-- Start --

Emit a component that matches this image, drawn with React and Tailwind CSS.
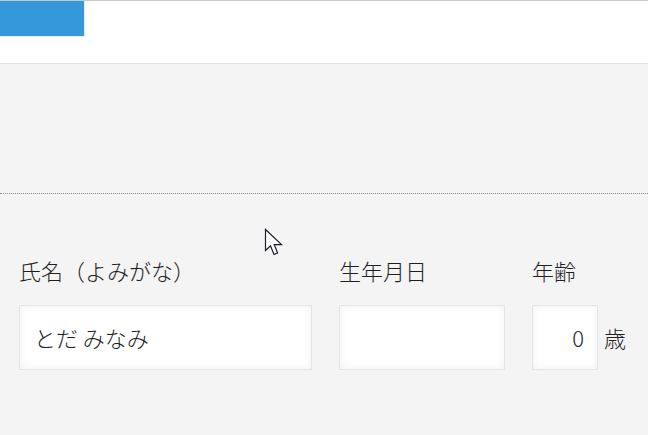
import React from 'react'

const Field = ({ label, className, children }) => (
    <div className={`flex flex-col ${className}`}>
        <p className='text-[22px] leading-[30px] text-[#1f1f1f] h-[30px] whitespace-nowrap'>{label}</p>
        <div className="mt-[20px] flex items-center">{children}</div>
    </div>
)

const boxCls = 'h-[65px] bg-white border border-[#e4e4e4] shadow-[inset_0_0_8px_rgba(0,0,0,0.06)] flex items-center text-[22px] text-[#1f1f1f]'

const App = () => {
    return (
        <div className="relative w-[648px] h-[435px] overflow-hidden bg-[#f4f4f4] font-['Noto_Sans_CJK_JP',sans-serif] font-light">
            <div className="h-[64px] bg-white border-t border-[#c9c9c9] border-b border-b-[#e3e3e3]">
                <div className="w-[85px] h-[36px] bg-[#3498db] border-r border-b border-[#e6eef5]"></div>
            </div>
            <div className="h-[130px] border-b border-dotted border-[#8a8a8a]"></div>
            <div className="flex pt-[61px] pl-[19px] gap-[27px]">
                <Field label="氏名（よみがな）" className="w-[293px]">
                    <div className={`${boxCls} w-[293px] pl-[14px]`}>とだ みなみ</div>
                </Field>
                <Field label="生年月日" className="w-[166px]">
                    <div className={`${boxCls} w-[166px]`}></div>
                </Field>
                <Field label="年齢" className="">
                    <div className={`${boxCls} w-[66px] justify-end pr-[13px]`}>0</div>
                    <span className='ml-[6px] text-[22px] text-[#1f1f1f]'>歳</span>
                </Field>
            </div>
            <svg className="absolute left-[264px] top-[228px]" width="20" height="29" viewBox="0 0 20 29">
                <path d="M1.5 1.5 L1.5 22.5 L6.5 17.8 L10 26.5 L13.6 25 L10.2 16.6 L17.5 16.6 Z" fill="#fff" stroke="#1e1e2a" strokeWidth="1.2" strokeLinejoin="miter" />
            </svg>
        </div>
    )
}

export default App
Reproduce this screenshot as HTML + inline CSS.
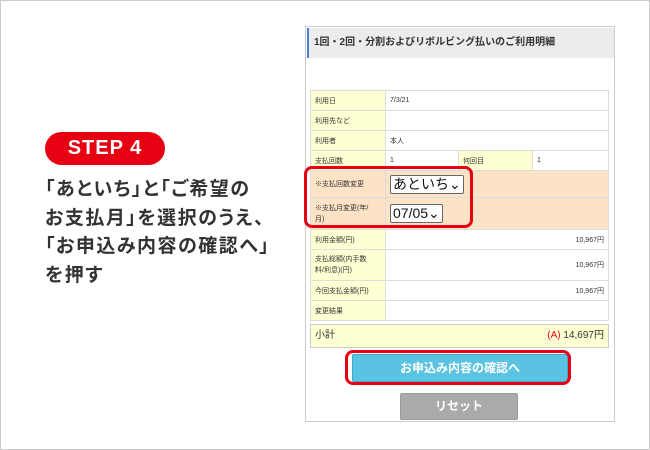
<!DOCTYPE html>
<html><head><meta charset="utf-8"><style>
*{box-sizing:border-box;margin:0;padding:0}
body{width:650px;height:450px;background:#fff;font-family:"Liberation Sans","Noto Sans CJK JP",sans-serif;position:relative;overflow:hidden}
.frame{position:absolute;left:0;top:0;width:650px;height:450px;border:1px solid #ccc}
.pill{position:absolute;left:45px;top:132px;width:120px;height:33px;background:#e60012;border-radius:17px;color:#fff;font-weight:bold;font-size:20px;line-height:33px;text-align:center;letter-spacing:1px}
.msg{position:absolute;left:45px;top:176px;font-size:19px;line-height:28.5px;color:#333;font-weight:bold;white-space:nowrap;font-feature-settings:"palt";letter-spacing:1.5px}
.shot{position:absolute;left:305px;top:26px;width:310px;height:396px;border:1px solid #ccc;background:#fff}
.hd{position:absolute;left:1px;top:1px;width:307px;height:30px;background:#ececec;border-left:2px solid #4a7fd0;font-size:10px;font-weight:bold;color:#333;line-height:30px;padding-left:5px}
table{position:absolute;left:4px;top:63px;width:299px;border-collapse:collapse;font-size:7px;color:#333}
td{border:1px solid #ddd;padding:0 4px;height:20px}
td.l{background:#ffffd4;width:75px}
tr.o td{background:#fde3c6}
tr.o td.l{background:#fde3c6}
.sel{display:inline-block;border:1px solid #666;border-radius:2px;background:#fff;color:#111;font-size:14px;padding:0 2px;line-height:17px}
.r{text-align:right}
.sub{position:absolute;left:4px;top:297px;width:299px;height:24px;background:#ffffd4;border:1px solid #ccc;font-size:10px;color:#333;line-height:22px;padding:0 4px}
.sub span{float:right}
.rb{position:absolute;border:3px solid #e60012;border-radius:8px}
.btn{position:absolute;left:46px;top:327px;width:216px;height:28px;background:#5bc3e2;border:1px solid #3fa9cb;border-radius:2px;color:#fff;font-size:12px;font-weight:bold;text-align:center;line-height:26px}
.rst{position:absolute;left:94px;top:366px;width:118px;height:27px;background:#aaa;border:1px solid #999;border-radius:2px;color:#fff;font-size:12px;font-weight:bold;text-align:center;line-height:25px}
</style></head><body>
<div class="frame"></div>
<div class="pill">STEP 4</div>
<div class="msg">「あといち」と「ご希望の<br>お支払月」を選択のうえ、<br>「お申込み内容の確認へ」<br>を押す</div>
<div class="shot">
<div class="hd">1回・2回・分割およびリボルビング払いのご利用明細</div>
<table>
<tr><td class="l">利用日</td><td colspan="3">7/3/21</td></tr>
<tr><td class="l">利用先など</td><td colspan="3"></td></tr>
<tr><td class="l">利用者</td><td colspan="3">本人</td></tr>
<tr><td class="l">支払回数</td><td style="width:73px">1</td><td class="l" style="width:74px">何回目</td><td>1</td></tr>
<tr class="o"><td class="l" style="height:27px">※支払回数変更</td><td colspan="3"><span class="sel">あといち⌄</span></td></tr>
<tr class="o"><td class="l" style="height:32px;line-height:11px">※支払月変更(年/<br>月)</td><td colspan="3"><span class="sel">07/05⌄</span></td></tr>
<tr><td class="l" style="height:19px">利用金額(円)</td><td colspan="3" class="r">10,967円</td></tr>
<tr><td class="l" style="height:31px;line-height:11px">支払総額(内手数<br>料/利息)(円)</td><td colspan="3" class="r">10,967円</td></tr>
<tr><td class="l">今回支払金額(円)</td><td colspan="3" class="r">10,967円</td></tr>
<tr><td class="l">変更結果</td><td colspan="3"></td></tr>
</table>
<div class="sub">小計<span><b style="color:#e60012;font-weight:normal">(A)</b> 14,697円</span></div>
<div class="btn">お申込み内容の確認へ</div>
<div class="rst">リセット</div>
</div>
<div class="rb" style="left:304px;top:166px;width:169px;height:62px"></div>
<div class="rb" style="left:345px;top:350px;width:226px;height:35px"></div>
</body></html>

-- End --

**What to do**. All entries must be written out again exactly as given, with no pictures in the copy.

**Expected answer**.
Emit a component that matches this image, drawn with React and Tailwind CSS.
import React from 'react'

const Field = ({ label, className, children }) => (
    <div className={`flex flex-col ${className}`}>
        <p className='text-[22px] leading-[30px] text-[#1f1f1f] h-[30px] whitespace-nowrap'>{label}</p>
        <div className="mt-[20px] flex items-center">{children}</div>
    </div>
)

const boxCls = 'h-[65px] bg-white border border-[#e4e4e4] shadow-[inset_0_0_8px_rgba(0,0,0,0.06)] flex items-center text-[22px] text-[#1f1f1f]'

const App = () => {
    return (
        <div className="relative w-[648px] h-[435px] overflow-hidden bg-[#f4f4f4] font-['Noto_Sans_CJK_JP',sans-serif] font-light">
            <div className="h-[64px] bg-white border-t border-[#c9c9c9] border-b border-b-[#e3e3e3]">
                <div className="w-[85px] h-[36px] bg-[#3498db] border-r border-b border-[#e6eef5]"></div>
            </div>
            <div className="h-[130px] border-b border-dotted border-[#8a8a8a]"></div>
            <div className="flex pt-[61px] pl-[19px] gap-[27px]">
                <Field label="氏名（よみがな）" className="w-[293px]">
                    <div className={`${boxCls} w-[293px] pl-[14px]`}>とだ みなみ</div>
                </Field>
                <Field label="生年月日" className="w-[166px]">
                    <div className={`${boxCls} w-[166px]`}></div>
                </Field>
                <Field label="年齢" className="">
                    <div className={`${boxCls} w-[66px] justify-end pr-[13px]`}>0</div>
                    <span className='ml-[6px] text-[22px] text-[#1f1f1f]'>歳</span>
                </Field>
            </div>
            <svg className="absolute left-[264px] top-[228px]" width="20" height="29" viewBox="0 0 20 29">
                <path d="M1.5 1.5 L1.5 22.5 L6.5 17.8 L10 26.5 L13.6 25 L10.2 16.6 L17.5 16.6 Z" fill="#fff" stroke="#1e1e2a" strokeWidth="1.2" strokeLinejoin="miter" />
            </svg>
        </div>
    )
}

export default App
Reproduce this screenshot as HTML + inline CSS.
<!DOCTYPE html>
<html><head><meta charset="utf-8"><style>
*{box-sizing:border-box;margin:0;padding:0}
body{width:650px;height:450px;background:#fff;font-family:"Liberation Sans","Noto Sans CJK JP",sans-serif;position:relative;overflow:hidden}
.frame{position:absolute;left:0;top:0;width:650px;height:450px;border:1px solid #ccc}
.pill{position:absolute;left:45px;top:132px;width:120px;height:33px;background:#e60012;border-radius:17px;color:#fff;font-weight:bold;font-size:20px;line-height:33px;text-align:center;letter-spacing:1px}
.msg{position:absolute;left:45px;top:176px;font-size:19px;line-height:28.5px;color:#333;font-weight:bold;white-space:nowrap;font-feature-settings:"palt";letter-spacing:1.5px}
.shot{position:absolute;left:305px;top:26px;width:310px;height:396px;border:1px solid #ccc;background:#fff}
.hd{position:absolute;left:1px;top:1px;width:307px;height:30px;background:#ececec;border-left:2px solid #4a7fd0;font-size:10px;font-weight:bold;color:#333;line-height:30px;padding-left:5px}
table{position:absolute;left:4px;top:63px;width:299px;border-collapse:collapse;font-size:7px;color:#333}
td{border:1px solid #ddd;padding:0 4px;height:20px}
td.l{background:#ffffd4;width:75px}
tr.o td{background:#fde3c6}
tr.o td.l{background:#fde3c6}
.sel{display:inline-block;border:1px solid #666;border-radius:2px;background:#fff;color:#111;font-size:14px;padding:0 2px;line-height:17px}
.r{text-align:right}
.sub{position:absolute;left:4px;top:297px;width:299px;height:24px;background:#ffffd4;border:1px solid #ccc;font-size:10px;color:#333;line-height:22px;padding:0 4px}
.sub span{float:right}
.rb{position:absolute;border:3px solid #e60012;border-radius:8px}
.btn{position:absolute;left:46px;top:327px;width:216px;height:28px;background:#5bc3e2;border:1px solid #3fa9cb;border-radius:2px;color:#fff;font-size:12px;font-weight:bold;text-align:center;line-height:26px}
.rst{position:absolute;left:94px;top:366px;width:118px;height:27px;background:#aaa;border:1px solid #999;border-radius:2px;color:#fff;font-size:12px;font-weight:bold;text-align:center;line-height:25px}
</style></head><body>
<div class="frame"></div>
<div class="pill">STEP 4</div>
<div class="msg">「あといち」と「ご希望の<br>お支払月」を選択のうえ、<br>「お申込み内容の確認へ」<br>を押す</div>
<div class="shot">
<div class="hd">1回・2回・分割およびリボルビング払いのご利用明細</div>
<table>
<tr><td class="l">利用日</td><td colspan="3">7/3/21</td></tr>
<tr><td class="l">利用先など</td><td colspan="3"></td></tr>
<tr><td class="l">利用者</td><td colspan="3">本人</td></tr>
<tr><td class="l">支払回数</td><td style="width:73px">1</td><td class="l" style="width:74px">何回目</td><td>1</td></tr>
<tr class="o"><td class="l" style="height:27px">※支払回数変更</td><td colspan="3"><span class="sel">あといち⌄</span></td></tr>
<tr class="o"><td class="l" style="height:32px;line-height:11px">※支払月変更(年/<br>月)</td><td colspan="3"><span class="sel">07/05⌄</span></td></tr>
<tr><td class="l" style="height:19px">利用金額(円)</td><td colspan="3" class="r">10,967円</td></tr>
<tr><td class="l" style="height:31px;line-height:11px">支払総額(内手数<br>料/利息)(円)</td><td colspan="3" class="r">10,967円</td></tr>
<tr><td class="l">今回支払金額(円)</td><td colspan="3" class="r">10,967円</td></tr>
<tr><td class="l">変更結果</td><td colspan="3"></td></tr>
</table>
<div class="sub">小計<span><b style="color:#e60012;font-weight:normal">(A)</b> 14,697円</span></div>
<div class="btn">お申込み内容の確認へ</div>
<div class="rst">リセット</div>
</div>
<div class="rb" style="left:304px;top:166px;width:169px;height:62px"></div>
<div class="rb" style="left:345px;top:350px;width:226px;height:35px"></div>
</body></html>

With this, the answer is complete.